_Job:_
Do not include the pictures; repeat the rest of the data exactly.

_Material provided:_
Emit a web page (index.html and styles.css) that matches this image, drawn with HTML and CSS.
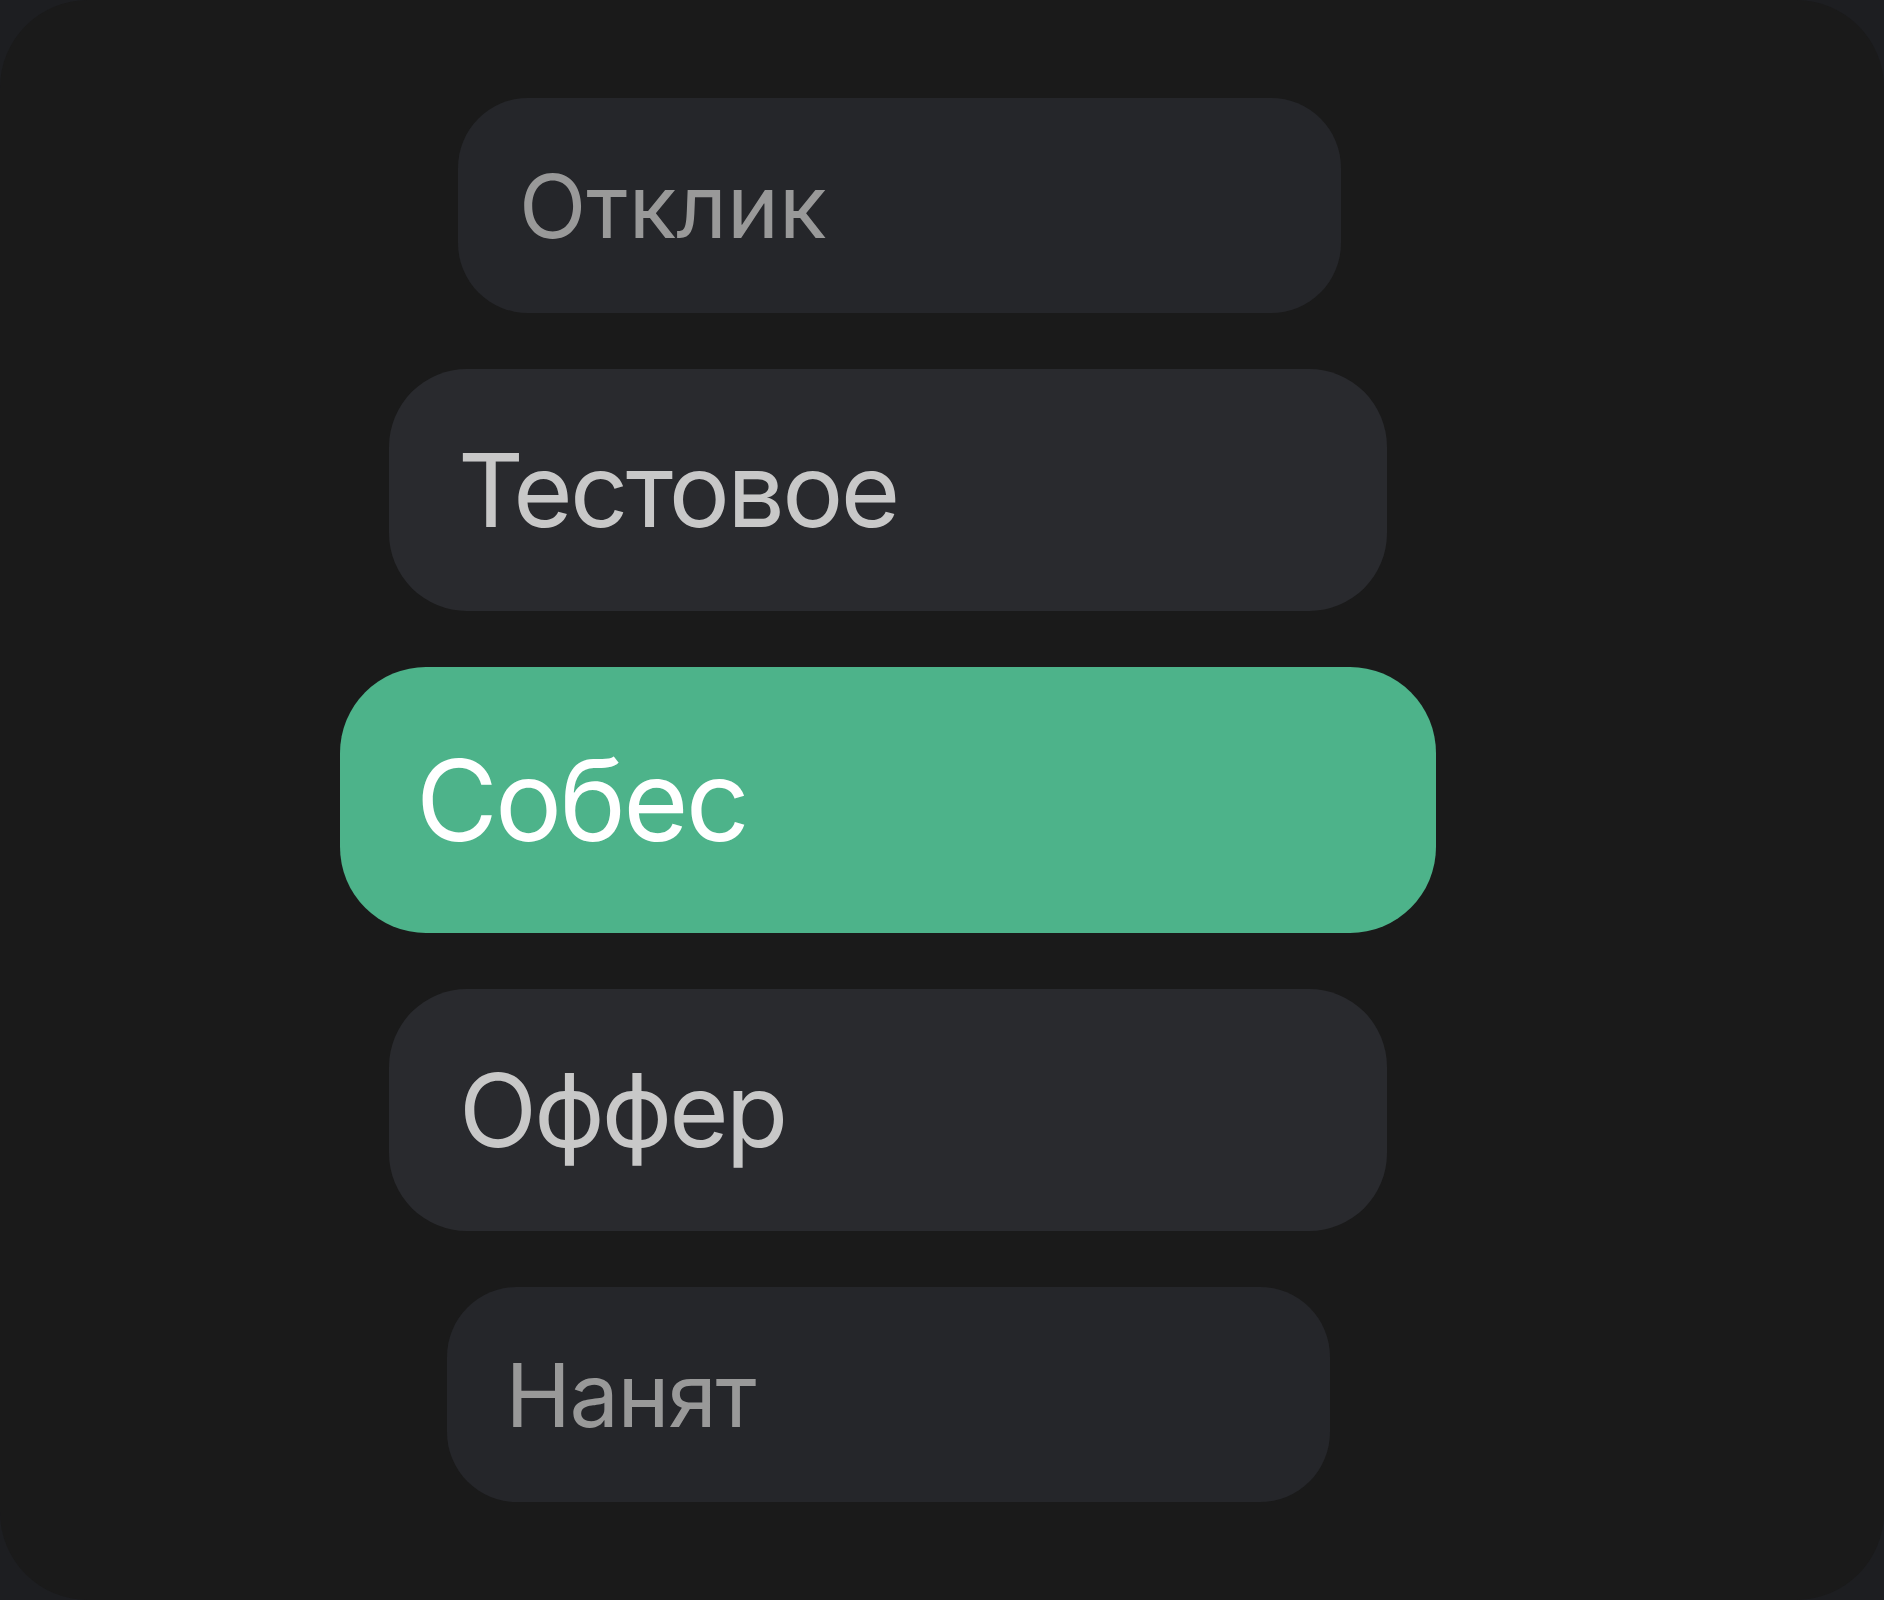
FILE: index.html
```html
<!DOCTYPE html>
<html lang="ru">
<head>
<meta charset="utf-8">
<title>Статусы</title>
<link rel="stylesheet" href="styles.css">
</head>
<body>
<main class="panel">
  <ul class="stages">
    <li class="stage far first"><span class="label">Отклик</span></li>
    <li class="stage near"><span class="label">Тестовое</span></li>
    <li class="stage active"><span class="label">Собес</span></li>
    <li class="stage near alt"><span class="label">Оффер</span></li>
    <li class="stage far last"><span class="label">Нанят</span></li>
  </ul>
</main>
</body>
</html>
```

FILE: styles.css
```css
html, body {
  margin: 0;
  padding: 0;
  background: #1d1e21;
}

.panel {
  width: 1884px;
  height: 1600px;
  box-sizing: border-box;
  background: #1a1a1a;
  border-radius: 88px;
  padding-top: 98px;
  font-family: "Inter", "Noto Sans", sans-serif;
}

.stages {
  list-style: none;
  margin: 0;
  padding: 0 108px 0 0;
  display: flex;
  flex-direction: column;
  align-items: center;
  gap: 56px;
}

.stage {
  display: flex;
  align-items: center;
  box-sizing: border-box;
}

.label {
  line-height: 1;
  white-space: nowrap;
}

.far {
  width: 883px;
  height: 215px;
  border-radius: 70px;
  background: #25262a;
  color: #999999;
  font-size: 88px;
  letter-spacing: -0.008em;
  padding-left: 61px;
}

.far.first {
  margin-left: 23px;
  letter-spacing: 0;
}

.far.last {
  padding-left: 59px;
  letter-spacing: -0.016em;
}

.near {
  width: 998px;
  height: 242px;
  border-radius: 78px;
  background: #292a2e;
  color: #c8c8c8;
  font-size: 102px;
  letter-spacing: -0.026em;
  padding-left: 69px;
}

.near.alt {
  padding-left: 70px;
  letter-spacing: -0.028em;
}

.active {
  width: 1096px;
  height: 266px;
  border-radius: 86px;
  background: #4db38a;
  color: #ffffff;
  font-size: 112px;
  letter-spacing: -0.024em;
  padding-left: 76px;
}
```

_The completed task:_
Emit a web page (index.html and styles.css) that matches this image, drawn with HTML and CSS.
FILE: index.html
```html
<!DOCTYPE html>
<html lang="ru">
<head>
<meta charset="utf-8">
<title>Статусы</title>
<link rel="stylesheet" href="styles.css">
</head>
<body>
<main class="panel">
  <ul class="stages">
    <li class="stage far first"><span class="label">Отклик</span></li>
    <li class="stage near"><span class="label">Тестовое</span></li>
    <li class="stage active"><span class="label">Собес</span></li>
    <li class="stage near alt"><span class="label">Оффер</span></li>
    <li class="stage far last"><span class="label">Нанят</span></li>
  </ul>
</main>
</body>
</html>
```

FILE: styles.css
```css
html, body {
  margin: 0;
  padding: 0;
  background: #1d1e21;
}

.panel {
  width: 1884px;
  height: 1600px;
  box-sizing: border-box;
  background: #1a1a1a;
  border-radius: 88px;
  padding-top: 98px;
  font-family: "Inter", "Noto Sans", sans-serif;
}

.stages {
  list-style: none;
  margin: 0;
  padding: 0 108px 0 0;
  display: flex;
  flex-direction: column;
  align-items: center;
  gap: 56px;
}

.stage {
  display: flex;
  align-items: center;
  box-sizing: border-box;
}

.label {
  line-height: 1;
  white-space: nowrap;
}

.far {
  width: 883px;
  height: 215px;
  border-radius: 70px;
  background: #25262a;
  color: #999999;
  font-size: 88px;
  letter-spacing: -0.008em;
  padding-left: 61px;
}

.far.first {
  margin-left: 23px;
  letter-spacing: 0;
}

.far.last {
  padding-left: 59px;
  letter-spacing: -0.016em;
}

.near {
  width: 998px;
  height: 242px;
  border-radius: 78px;
  background: #292a2e;
  color: #c8c8c8;
  font-size: 102px;
  letter-spacing: -0.026em;
  padding-left: 69px;
}

.near.alt {
  padding-left: 70px;
  letter-spacing: -0.028em;
}

.active {
  width: 1096px;
  height: 266px;
  border-radius: 86px;
  background: #4db38a;
  color: #ffffff;
  font-size: 112px;
  letter-spacing: -0.024em;
  padding-left: 76px;
}
```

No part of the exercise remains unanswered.